Here’s the news of the week – and how we see it here at McAlvany Wealth Management:
1. G7: Deficit Producers to the Rescue: It may not surprise anyone that the economic figures for this week continued to slide in light of the events in Japan, despite Ben Bernanke’s best efforts to tell us otherwise at the latest FOMC meeting. Inflation and higher interest rates took their toll on the economy. Food and energy figures, or “the cost of living” components in February’s data, released during the week, are surging. Import prices rose 6.9% year over year vs. 5.3% in January, and the Producer Price Index jumped again, rising 5.6% y/y vs. 3.6%.
The CPI also rose 0.5% more than the expected 0.4%. Interest rates, which have risen nearly 100 basis points since August of 2010, are beginning to take their toll on housing. Housing starts (479,000) came in 15% below expectations of 570,000, and were the lowest on record – ever. Building permits followed suit, coming in at 9.2% below expectations. Also released were the TIC flows, which saw a $32.5 billion inflow (from foreign creditors) for the month of January. When weighed against our current account balance over the same period of -$113.3 billion, foreign creditor funding still isn’t enough to keep the US from the assumption of more debt to make up the difference.

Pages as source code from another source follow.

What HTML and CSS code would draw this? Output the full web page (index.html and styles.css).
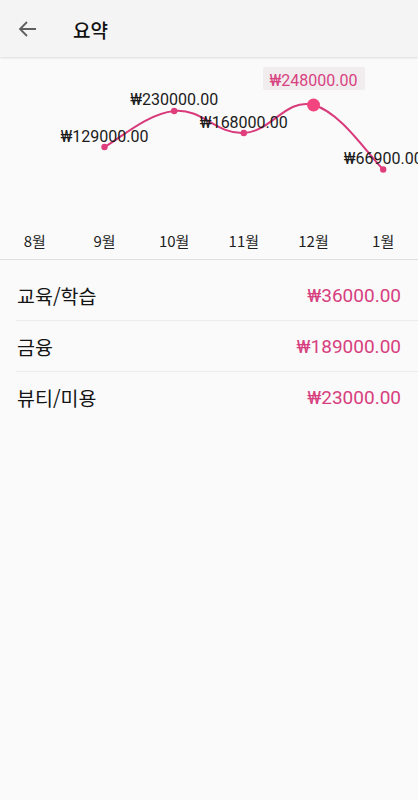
FILE: index.html
```html
<!DOCTYPE html>
<html lang="ko">
<head>
<meta charset="utf-8">
<title>요약</title>
<link rel="stylesheet" href="styles.css">
</head>
<body>
<header class="appbar">
  <button class="back" aria-label="뒤로">
    <svg width="24" height="24" viewBox="0 0 24 24"><path d="M20 12H4.5M11 5l-7 7 7 7" fill="none" stroke="#5f5f5f" stroke-width="1.8"/></svg>
  </button>
  <h1 class="title">요약</h1>
</header>
<section class="chart">
  <svg class="plot" width="418" height="164" viewBox="0 0 418 164">
    <path class="line" d="M104.5 90 C118.44 82.8 146.34 56.8 174.2 54 C202.06 51.2 215.94 77.2 243.8 76 C271.66 74.8 285.62 40.7 313.5 48 C341.38 55.3 369.26 99.6 383.2 112.5"/>
    <circle class="dot" cx="104.5" cy="90" r="3.2"/>
    <circle class="dot" cx="174.2" cy="54" r="3.2"/>
    <circle class="dot" cx="243.8" cy="76" r="3.2"/>
    <circle class="dot big" cx="313.5" cy="48" r="6.5"/>
    <circle class="dot" cx="383.2" cy="112.5" r="3.2"/>
    <text class="val" x="104.5" y="85">₩129000.00</text>
    <text class="val" x="174.2" y="48">₩230000.00</text>
    <text class="val" x="243.8" y="71">₩168000.00</text>
    <rect class="tip" x="263" y="10" width="102" height="23" rx="2"/>
    <text class="val hl" x="313.5" y="28.5">₩248000.00</text>
    <text class="val" x="383.2" y="107">₩66900.00</text>
  </svg>
  <div class="months">
    <span>8월</span><span>9월</span><span>10월</span><span>11월</span><span>12월</span><span>1월</span>
  </div>
</section>
<ul class="list">
  <li class="row"><span class="cat">교육/학습</span><span class="amt">₩36000.00</span></li>
  <li class="row"><span class="cat">금융</span><span class="amt">₩189000.00</span></li>
  <li class="row"><span class="cat">뷰티/미용</span><span class="amt">₩23000.00</span></li>
</ul>
</body>
</html>
```
FILE: styles.css
```css
html, body {
  margin: 0;
  padding: 0;
  background: #fafafa;
  font-family: Roboto, "Noto Sans CJK KR", sans-serif;
  color: #1e1e1e;
}
.appbar {
  height: 57px;
  background: #f4f4f4;
  display: flex;
  align-items: center;
  box-shadow: 0 1px 2px rgba(0,0,0,0.12);
  position: relative;
}
.back {
  border: 0;
  background: none;
  padding: 0;
  margin-left: 16px;
  width: 24px;
  height: 24px;
  display: flex;
}
.title {
  margin: 0 0 0 33px;
  font-family: "Noto Sans CJK KR", sans-serif;
  font-size: 19px;
  font-weight: 500;
  color: #111;
  padding-top: 1px;
}
.chart {
  border-bottom: 1px solid #dedede;
}
.plot {
  display: block;
}
.line {
  fill: none;
  stroke: #d83a7b;
  stroke-width: 2;
}
.dot {
  fill: #e03d7d;
}
.dot.big {
  fill: #f2447f;
}
.val {
  font-family: Roboto, "Noto Sans CJK KR", sans-serif;
  font-size: 16px;
  fill: #1b1b1b;
  text-anchor: middle;
}
.val.hl {
  fill: #d8427f;
}
.tip {
  fill: #f1edef;
}
.months {
  display: grid;
  grid-template-columns: repeat(6, 1fr);
  height: 38px;
  align-items: center;
  text-align: center;
  font-family: "Noto Sans CJK KR", sans-serif;
  font-size: 15px;
  color: #1e1e1e;
}
.list {
  list-style: none;
  margin: 0;
  padding: 10px 0 0 16px;
}
.row {
  height: 50px;
  display: flex;
  align-items: center;
  justify-content: space-between;
  padding-right: 17px;
  border-bottom: 1px solid #ececec;
}
.row:last-child {
  border-bottom: 0;
}
.cat {
  font-family: "Noto Sans CJK KR", sans-serif;
  font-size: 19.5px;
  color: #141414;
  padding-left: 1px;
}
.amt {
  font-family: Roboto, "Noto Sans CJK KR", sans-serif;
  font-size: 19px;
  color: #d6407f;
}
```
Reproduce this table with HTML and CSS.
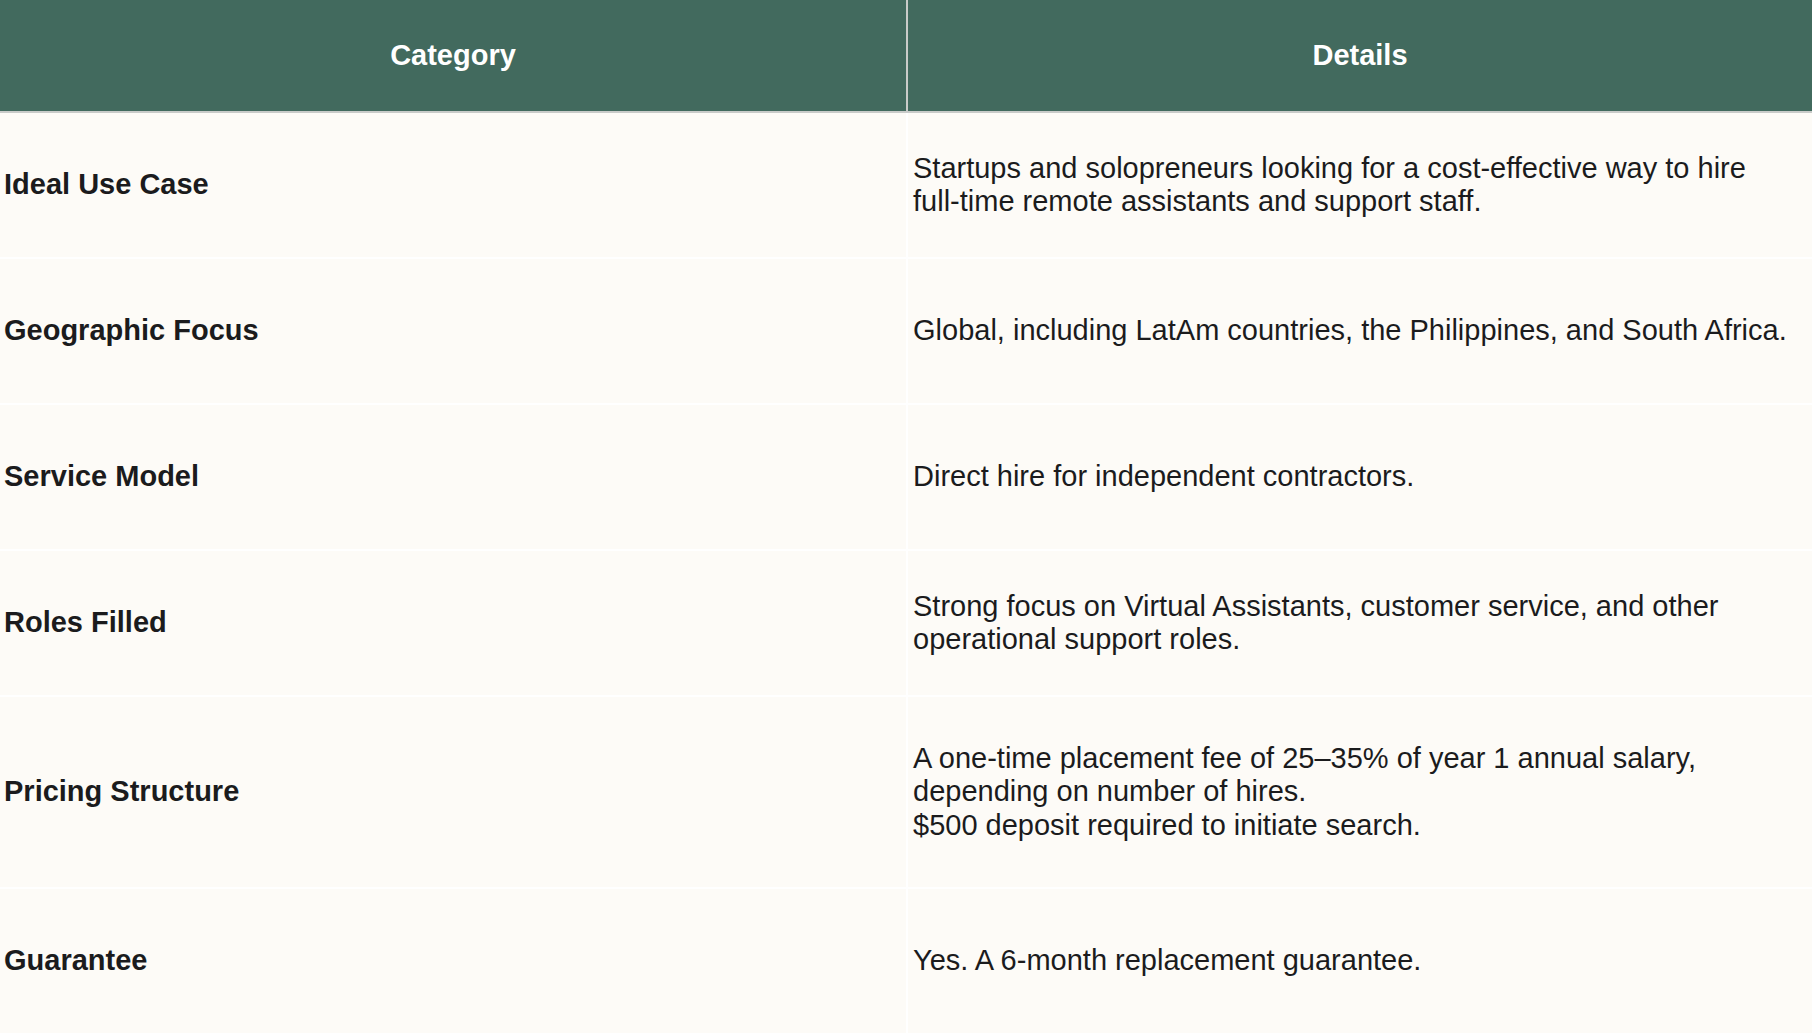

The G7 met overnight on Thursday to discuss the plight of Japan. Ministers agreed to support the selling of the yen to help Japan’s source of revenue – exports – remain alive and well. The dollar amount of the pledge was not given, only that the G7 would “cooperate as appropriate.” The yen fell (2%) sharply, while most other currencies rose commensurately.
Outside Japanese markets, volatility in stocks was the order of the day. Early morning gains around the world faded in late-day trading, as uncertainty with respect to recent events continued to be digested. Commodities, however, spared no time in advancing (about 1%, on average), holding on to most of their gains as the pendulum tipped in favor of an inflationary verdict.
Judging from the results of the trading day, we suspect that the market generally understands the financial position of the G7. Only two countries that represent the seven generate current account surpluses, Germany ($10.22 billion/qtr) and, ironically, Japan ($5.76 billion/qtr). Combined, the G7 runs a quarterly current account deficit of $142.07 billion, raising doubt as to its ability to finance its open-handed generosity. No good deed goes unpunished, as they say. Japan may well be on the mend, but inflation, already on the move, may have been given a good shove in the wrong direction.
2. A Quick Look at the Markets: Volatility. Yes, this was a week with a lot of it. US equities, commodities, and of course all international markets responded to the unknown in a predictable way: sell first, ask questions later. Uncertainty can weigh on the markets, but panic often ensues when the market stares into the void with no information to work with at all. Such was the context this week, with both a Japanese tragedy and Middle East conflagration (Libya and Bahrain, in particular).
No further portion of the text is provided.